From: Michael Abshoff
Date: Fri, 23 Jan 2009 14:44:22 -0800
Richard Fateman wrote:
> Michael Abshoff wrote:...

Hi,

> ...
>> Mhhh, maybe I did not name the right package? I am referring to the 
>> recent work of Dieter Kaiser implementing more special functions and I 
>> do recall him increasing the number of bits used internally for some 
>> computations to ensure identical results on various lisps.
>>
> I noticed some mail about (double precision?) logarithm / gamma .  
> Common Lisp allows for different floats, up to 4 in the standard, I 
> think. And possibly more,  short, single, long, double.   It is 
> certainly possible to support double-extended, double-double (which is, 
> I think, in CMU-CL), and others.
>> ......

Ok.

> 
>> MPFR itself is pure C, but MPFR relies on GMP for the underlying 
>> arithmetic which is partially written in assembler. But I don't see 
>> how requiring MPFR and GMP present on the system would be an issue 
>> since building a lisp from sources is often harder. 
> 
> Just because Sage requires the building of whatever from sources is 
> pretty much irrelevant to Maxima. The vast vast majority of Maxima users 
> just download and install a working executable (+ support files) 
> suitable for their machine.

Yes, I know that.

> If MPFR were to be made part of Maxima (which might be nice) it would 
> involve some technical tricks. For example, to get the best out of MPFR 
> and GMP, it would be necessary, in the install process, to distinguish 
> among many x86 implementations to choose the optimal binary. I don't 
> know the details of the current system, but the best code I have for a 
> Pentium 4  does not run on an earlier Pentium.
> The code for the earlier Pentium runs on the Pentium 4, but is slower.
> A pure-C implementation of GMP is considerably slower on the Pentium 4.
> So a Maxima using MPFR+GMP could use the pure-C version and be 10X 
> slower, or at some stage figure what CPU is running.

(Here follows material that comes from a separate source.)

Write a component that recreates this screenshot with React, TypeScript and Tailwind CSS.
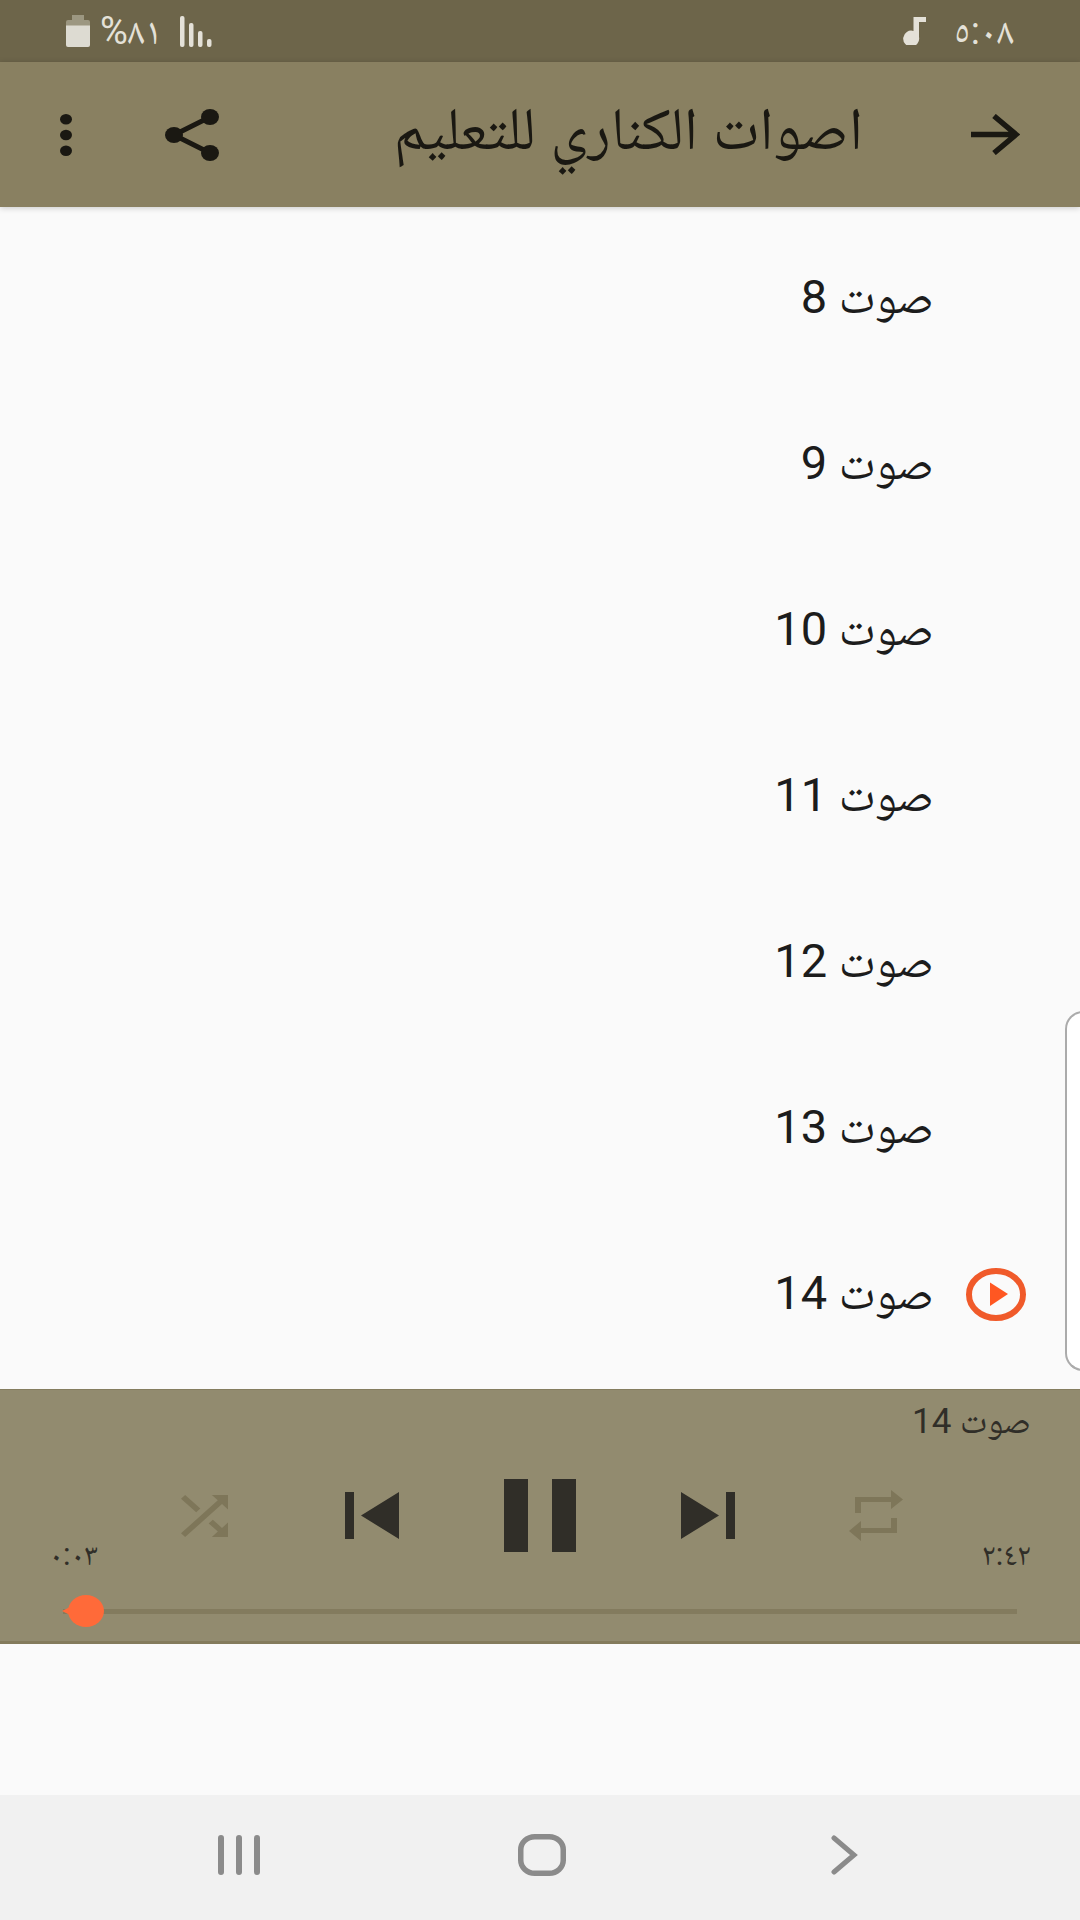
import React, { useState } from 'react';

const sounds = [8, 9, 10, 11, 12, 13, 14];

function StatusBar() {
  return (
    <div className="flex h-[62px] items-center justify-between bg-[#6d654a] px-[66px] text-[#e4e1d8]">
      <div className="flex items-center gap-[28px]">
        <span className="text-[38px] leading-[40px]">٥:٠٨</span>
        <svg className="h-[28px] w-[23px]" viewBox="0 0 23 28" fill="currentColor">
          <path d="M10.500 0H23V5H16V20a8 8 0 1 1-5.500-6Z" />
        </svg>
      </div>
      <div className="flex items-center gap-[10px]">
        <svg className="me-2 h-[31px] w-[32px]" viewBox="0 0 32 31" fill="currentColor">
          <rect x="0" y="0" width="4.500" height="31" rx="2" />
          <rect x="9" y="7" width="4.500" height="24" rx="2" />
          <rect x="18" y="15" width="4.500" height="16" rx="2" />
          <rect x="27" y="23" width="4.500" height="8" rx="2" />
        </svg>
        <span className="text-[38px] leading-[40px]">٨١%</span>
        <svg className="h-[32px] w-[24px]" viewBox="0 0 24 32">
          <path d="M6 0H18V5H22a2 2 0 0 1 2 2V12H0V7a2 2 0 0 1 2-2H6Z" fill="#9c9781" />
          <path d="M0 10.500H24V30a2 2 0 0 1-2 2H2a2 2 0 0 1-2-2Z" fill="#dddbd2" />
        </svg>
      </div>
    </div>
  );
}

function Header() {
  return (
    <header className="relative flex h-[145px] items-center bg-[#898061] px-[60px] text-[#1a1812] shadow-[0_1px_6px_rgba(0,0,0,0.2)]">
      <button aria-label="رجوع">
        <svg className="h-[41px] w-[49px]" viewBox="0 0 49 41" fill="none" stroke="currentColor" strokeWidth="5.500">
          <path d="M0 20.500H45M23 2L45 20.500L23 39" />
        </svg>
      </button>
      <h1 className="ms-[108px] flex-1 pb-3 text-[60px] leading-[64px]">اصوات الكناري للتعليم</h1>
      <div className="flex items-center gap-[93px]">
        <button aria-label="مشاركة">
          <svg className="h-[52px] w-[54px]" viewBox="0 0 54 52" fill="currentColor">
            <path d="M45 8L9 26L45 44" fill="none" stroke="currentColor" strokeWidth="5" />
            <ellipse cx="45" cy="8" rx="9" ry="8" />
            <ellipse cx="9" cy="26" rx="9" ry="8" />
            <ellipse cx="45" cy="44" rx="9" ry="8" />
          </svg>
        </button>
        <button aria-label="المزيد">
          <svg className="h-[42px] w-[12px]" viewBox="0 0 12 42" fill="currentColor">
            <ellipse cx="6" cy="5.200" rx="6" ry="5.200" />
            <ellipse cx="6" cy="21" rx="6" ry="5.200" />
            <ellipse cx="6" cy="36.800" rx="6" ry="5.200" />
          </svg>
        </button>
      </div>
    </header>
  );
}

function PlayingIcon() {
  return (
    <svg className="h-[53px] w-[60px]" viewBox="0 0 60 53">
      <ellipse cx="30" cy="26.500" rx="27" ry="23.500" fill="none" stroke="#f05a2a" strokeWidth="6" />
      <path d="M24 14.500L42 26L24 38Z" fill="#ff5722" />
    </svg>
  );
}

function SoundList({ current, onSelect }: { current: number; onSelect: (n: number) => void }) {
  return (
    <ul className="pt-2 pb-3">
      {sounds.map((n) => (
        <li key={n}>
          <button onClick={() => onSelect(n)} className="flex h-[166px] w-full items-center px-[54px] text-[#1c1c1c]">
            <span className="w-[92px]">{current === n && <PlayingIcon />}</span>
            <span className="pb-[3px] text-[47px] leading-[50px]">صوت {n}</span>
          </button>
        </li>
      ))}
    </ul>
  );
}

function Player({ current }: { current: number }) {
  const [playing, setPlaying] = useState(true);
  const [position, setPosition] = useState(3);

  return (
    <section className="border-t border-b-3 border-t-[#857d5f] border-b-[#837b5c] bg-[#928b6f] text-[#302e28]">
      <p className="px-[49px] pt-[12px] text-[35px] leading-[40px]">صوت {current}</p>
      <div className="mt-[37px] flex h-[92px] px-[49px]">
        <span className="w-[71px] self-end text-[31px] leading-[32px]">٢:٤٢</span>
        <div className="grid h-[73px] flex-1 grid-cols-5 place-items-center">
          <button aria-label="تكرار" className="text-[#7e7659]">
            <svg className="h-[51px] w-[54px]" viewBox="0 0 54 51" fill="currentColor">
              <path d="M6 7H42V0L54 9.500L42 19V12H12V23H6Z" />
              <path d="M48 43H12V51L0 41L12 31V38H42V28H48Z" />
            </svg>
          </button>
          <button aria-label="التالي">
            <svg className="h-[47px] w-[54px]" viewBox="0 0 54 47" fill="currentColor">
              <path d="M0 0L38 23.500L0 47ZM45 0H54V47H45Z" />
            </svg>
          </button>
          <button aria-label="إيقاف مؤقت" onClick={() => setPlaying(!playing)}>
            <svg className="h-[73px] w-[72px]" viewBox="0 0 72 73" fill="currentColor">
              <path d={playing ? 'M0 0H24V73H0ZM48 0H72V73H48Z' : 'M8 0L68 36L8 73Z'} />
            </svg>
          </button>
          <button aria-label="السابق">
            <svg className="h-[47px] w-[54px]" viewBox="0 0 54 47" fill="currentColor">
              <path d="M54 0L16 23.500L54 47ZM0 0H9V47H0Z" />
            </svg>
          </button>
          <button aria-label="عشوائي" className="text-[#7e7659]">
            <svg className="h-[42px] w-[47px]" viewBox="4 4 16 16" preserveAspectRatio="none" fill="currentColor">
              <path d="M10.590 9.170L5.410 4L4 5.410l5.170 5.170 1.420-1.410zM14.500 4l2.040 2.040L4 18.590L5.410 20L17.960 7.460L20 9.500V4h-5.500zm.330 9.410l-1.410 1.410 3.130 3.130L14.500 20H20v-5.500l-2.040 2.040-3.130-3.130z" />
            </svg>
          </button>
        </div>
        <span dir="ltr" className="w-[71px] self-end text-[31px] leading-[32px]">٠:٠٣</span>
      </div>
      <div dir="ltr" className="relative mx-[51px] mt-[24px] mb-[14px] flex h-8 items-center px-[12px]">
        <div className="h-[5px] w-full bg-[#837b5e]" />
        <svg className="absolute left-[11px] h-[12px] w-[20px]" viewBox="0 0 20 12">
          <path d="M0 6L12 0H20V12H12Z" fill="#ff6a39" />
        </svg>
        <input
          type="range"
          aria-label="موضع التشغيل"
          min={0}
          max={162}
          value={position}
          onChange={(e) => setPosition(Number(e.target.value))}
          className="absolute inset-0 h-8 w-full appearance-none bg-transparent [&::-webkit-slider-thumb]:h-8 [&::-webkit-slider-thumb]:w-9 [&::-webkit-slider-thumb]:appearance-none [&::-webkit-slider-thumb]:rounded-[50%] [&::-webkit-slider-thumb]:bg-[#ff6a39]"
        />
      </div>
    </section>
  );
}

function NavBar() {
  return (
    <nav dir="ltr" className="grid h-[125px] grid-cols-3 place-items-center bg-[#f1f1f1] ps-[88px] pe-[84px] text-[#8b8b8b]">
      <button aria-label="التطبيقات الأخيرة" className="pb-[5px]">
        <svg className="h-[40px] w-[42px]" viewBox="0 0 42 40" stroke="currentColor" strokeWidth="6" strokeLinecap="round">
          <path d="M3 3V37M21 3V37M39 3V37" />
        </svg>
      </button>
      <button aria-label="الرئيسية" className="pb-[5px]">
        <svg className="h-[42px] w-[48px]" viewBox="0 0 48 42" fill="none" stroke="currentColor" strokeWidth="5.500">
          <rect x="2.750" y="2.750" width="42.500" height="36.500" rx="14" ry="13" />
        </svg>
      </button>
      <button aria-label="السابق" className="pb-[5px]">
        <svg className="h-[40px] w-[27px]" viewBox="0 0 27 40" fill="none" stroke="currentColor" strokeWidth="5" strokeLinecap="round">
          <path d="M3 3L23 20L3 37" />
        </svg>
      </button>
    </nav>
  );
}

function App() {
  const [current, setCurrent] = useState(14);

  return (
    <div
      dir="rtl"
      className="relative flex min-h-screen flex-col overflow-hidden bg-[#fafafa] font-['Roboto','Noto_Naskh_Arabic','Noto_Sans_Arabic','DejaVu_Sans',sans-serif]"
    >
      <StatusBar />
      <Header />
      <SoundList current={current} onSelect={setCurrent} />
      <Player current={current} />
      <div className="flex-1" />
      <NavBar />

      {/* Edge panel handle */}
      <div className="absolute top-[1011px] -right-1 h-[360px] w-[19px] rounded-l-[18px] border-2 border-[#ababab] bg-white" />
    </div>
  );
}

export default App;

Could you tell me which examples were 10 times slower in pure C than 
assembly? You don't have to target C code, i.e. I doubt too many people 
are running Maxima on pre-Pentium CPUs. Given the sleak size of Maxima 
this is certainly be possible.

> Testing such a system build for all x86 implementations would be a 
> hassle.  I, of course, only care about the computer I'm usually
> using.

GMP is probably one of the most extensively tested scientific libraries 
out there. If you want a 32 bit build optimized for any CPU used 
--enable-fat and at runtime the optimum implementation will be picked by 
adjusting a function pointer table. This does not work in GMP itself on 
anything but Linux, but MPIR which is a fork of GMP has fixed that also 
for 64 bit systems as well as MinGW.

>> Making it optional and falling back to a pure lisp implementation 
>> would obviously be a good idea for small devices like PDAs since I 
>> guess you want to make Maxima as sleek as possible on those devices.
> If I want to make my life more difficult, I can try riding a unicycle or 
> maybe constructing ships in bottles.  Doing mathematics by typing with 
> my thumbs and seeing the answers on a 2x2inch screen is not so 
> interesting to me.  But what do I know, I don't own an IPod.

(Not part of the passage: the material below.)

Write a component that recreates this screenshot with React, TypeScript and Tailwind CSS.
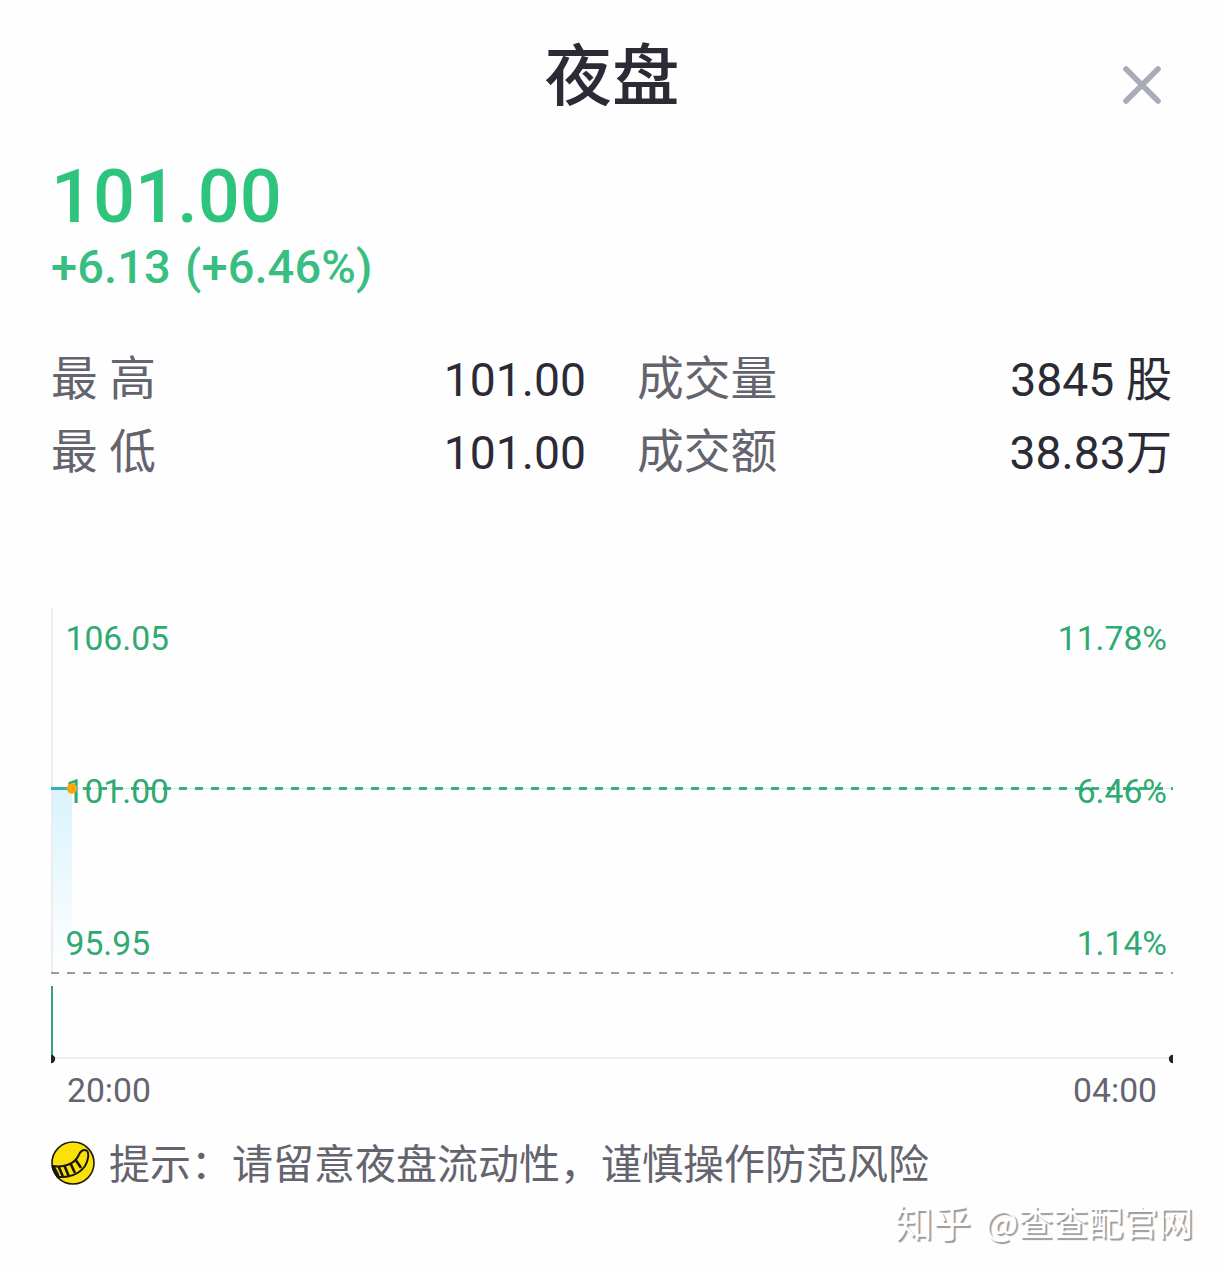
import React from 'react';

const stats = [
  { label: '最 高', value: '101.00' },
  { label: '成交量', value: '3845 股' },
  { label: '最 低', value: '101.00' },
  { label: '成交额', value: '38.83万' },
];

const levels = [
  { y: 42, price: '106.05', percent: '11.78%' },
  { y: 195, price: '101.00', percent: '6.46%' },
  { y: 347, price: '95.95', percent: '1.14%' },
];

function CloseIcon() {
  return (
    <svg className="w-10 h-10" viewBox="0 0 40 40" fill="none" stroke="#a9abb9" strokeWidth={5.6} strokeLinecap="round">
      <path d="M4 4l32 32M36 4L4 36" />
    </svg>
  );
}

function TipIcon() {
  return (
    <svg className="w-11 h-11" viewBox="0 0 44 44" fill="none">
      <circle cx="22" cy="22" r="21" fill="#fbe106" stroke="#1c1a10" strokeWidth={1.6} />
      <g stroke="#17150c" strokeWidth={2} strokeLinecap="round" strokeLinejoin="round">
        <path d="M1.5 25C13 27 24 22.500 27.500 14.500C29.500 9.500 32.500 8 35.500 9.500C38.500 11.500 37.500 19 34 25C28 33.500 17 37.500 6 35.500" />
        <path d="M8 26.500l3.500 8M14 26l3.500 8.500M20 23.500l3.500 7.500M25 19.500l4.500 6.500" strokeWidth={2.600} />
        <path d="M2.500 26.500l4 7.500" strokeWidth={3.600} />
      </g>
    </svg>
  );
}

function Chart() {
  return (
    <svg className="block w-[1122px] h-[456px]" viewBox="0 0 1122 456">
      <defs>
        <linearGradient id="area" x1="0" y1="0" x2="0" y2="1">
          <stop offset="0" stopColor="#d9f3fd" />
          <stop offset="1" stopColor="#ffffff" />
        </linearGradient>
      </defs>

      <rect x="1" y="181" width="20" height="184" fill="url(#area)" />
      <rect x="0" y="0" width="2" height="364" fill="#ededf0" />

      {/* 当前价 */}
      <path d="M0 180.500H1122" stroke="#d5eee3" strokeWidth={1} />
      <path d="M0 180.500H1122" stroke="#3bb07f" strokeWidth={3} strokeDasharray="8 8" />
      <path d="M0 180.500H20" stroke="#33b1b5" strokeWidth={3} />

      {/* 价格刻度 */}
      <g fill="#2eaa72" fontSize="33.7">
        {levels.map((level) => (
          <g key={level.price}>
            <text x="14.500" y={level.y}>{level.price}</text>
            <text x="1116" y={level.y} textAnchor="end">{level.percent}</text>
          </g>
        ))}
      </g>
      <circle cx="21" cy="180.500" r="5.200" fill="#fca60a" />

      {/* 成交量 */}
      <path d="M0 365H1122" stroke="#9a9a9c" strokeWidth={2} strokeDasharray="8 8" />
      <path d="M0 450H1122" stroke="#eeeeef" strokeWidth={2} />
      <rect x="0" y="378" width="2" height="72" fill="#2fa873" />
      <circle cx="0" cy="451" r="4.200" fill="#242428" />
      <circle cx="1122" cy="451" r="4.200" fill="#242428" />
    </svg>
  );
}

export default function App() {
  return (
    <div className="w-[1224px] h-[1272px] overflow-hidden bg-[#fefefe] px-[51px] font-[Roboto,'Noto_Sans_CJK_SC',sans-serif] text-[#2b2b36]">
      <header className="relative flex h-[150px] justify-center pt-[27px]">
        <h1 className="text-[67.5px] leading-[100px] font-medium">夜盘</h1>
        <button className="absolute right-[11px] top-[65px]" aria-label="关闭">
          <CloseIcon />
        </button>
      </header>

      <section className="h-[192px] font-medium text-[#2fc47e]">
        <div className="h-[92px] pt-px text-[74px] leading-[92px]">101.00</div>
        <div className="text-[47px] leading-[50px] text-[#38be82] tracking-[0.1px] [word-spacing:2.5px]">+6.13 (+6.46%)</div>
      </section>

      <section className="grid h-[266px] grid-cols-[535px_535px] content-start gap-x-[51px] leading-[73px]">
        {stats.map((item) => (
          <div key={item.label} className="flex h-[73px] justify-between">
            <span className="pt-px text-[46.7px] text-[#64646f]">{item.label}</span>
            <span className="pt-0.5 text-[46.3px]">{item.value}</span>
          </div>
        ))}
      </section>

      <Chart />
      <div className="flex h-[62px] justify-between px-4 pt-[7px] text-[33.7px] leading-[40px] text-[#64646f]">
        <span>20:00</span>
        <span>04:00</span>
      </div>

      <div className="flex h-[74px] items-center gap-[14px] text-[41px] text-[#64646f]">
        <TipIcon />
        <p className="whitespace-nowrap pt-1.5">提示：请留意夜盘流动性，谨慎操作防范风险</p>
      </div>

      <div className="-mr-5 -mt-[3px] flex items-center justify-end gap-3.5 font-['Noto_Sans_CJK_SC',sans-serif] text-[35px] leading-[48px] text-white [text-shadow:2px_2px_1px_#9b9b9b]">
        <span className="text-[38px]">知乎</span>
        <span>@查查配官网</span>
      </div>
    </div>
  );
}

I do not see how this is relevant. There clearly seems to be demand for 
hooking up external libraries into Maxima. I am pretty sure that if I 
benchmark a some Lapack routines using ATLAS against the f2cl translated 
Lapack in Maxima you would see a large performance difference. And I can 
trivially build ATLAS to use 4 cores at the same time and BLAS level 3 
will scale linear in the number of cores. Given an appropriately large 
enough matrix we have seen linea scaling of BLAS level 3 matrix matrix 
multiply with up to 32 cores. We have also been running BLAS on GPUs and 
the speed improvements there are significant for certain problem 
classes, i.e. recent NVidia as well as ATI GPUs offer over 200GFlops 
double and in excess of 1.2 TFlops single precision. I have seen people 
achieve 60% peak of that, so it is nothing to sneeze at.

>>
>> Well, take the latest official release, build it on Solaris running on 
>> a  x86 cpu and run make check. It failed its test suite on every x86 
>> based Solaris box I tried and that is a bad, bad thing. 
> If you haven't reported it, maybe they don't know.  I don't know of 
> anyone (else?) using Solaris on x86, and maybe they don't either.
> 
>> If you use quaddouble to do numerical work this is less of a issue IMHO,
> 
> Huh?  You are using quaddouble but not numerical?    Or do you mean you 
> are using quaddouble for integers only?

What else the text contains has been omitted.